US-Präsident Donald Trump als „pathologischer Lügner“
Die Erinnerungslücke des US-Präsidenten könnte aber nicht nur Auswirkungen auf die weiteren Gespräche mit Moskau haben, sie sorgt auch in den USA für Stirnrunzeln. „Wenn Biden Selenskyj einen Diktator genannt und dann eine Woche später gefragt hätte: ‚Habe ich das gesagt?‘, würden alle schreien, wie senil Biden ist“, schrieb etwa der Politiker Joe Walsh, der in der Vergangenheit selbst Präsidentschaftskandidat der Republikaner werden wollte.

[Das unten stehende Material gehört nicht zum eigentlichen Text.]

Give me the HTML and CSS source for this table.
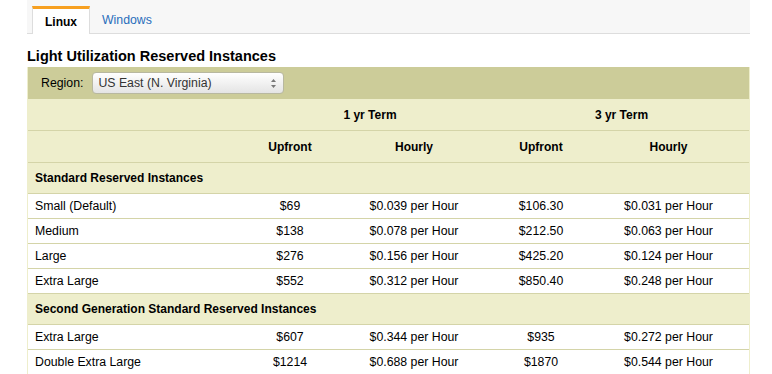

„Aber bei Trump macht das niemand, weil Trump ein so krasser pathologischer Lügner ist. Also übersehen wir, dass auch er den Verstand verliert“, fügte Walsh an und erinnerte mit seiner Wortmeldung auf X an die vor allem aus dem Trump-Lager immer wieder vorgebrachte scharfe Kritik an der mutmaßlich beeinträchtigten kognitiven Leistungsfähigkeit des ehemaligen US-Präsidenten Joe Biden, der im Wahlkampf erst spät auch wegen dieser Bedenken den Weg für Kamala Harris als Kandidatin der Demokraten freigemacht hatte.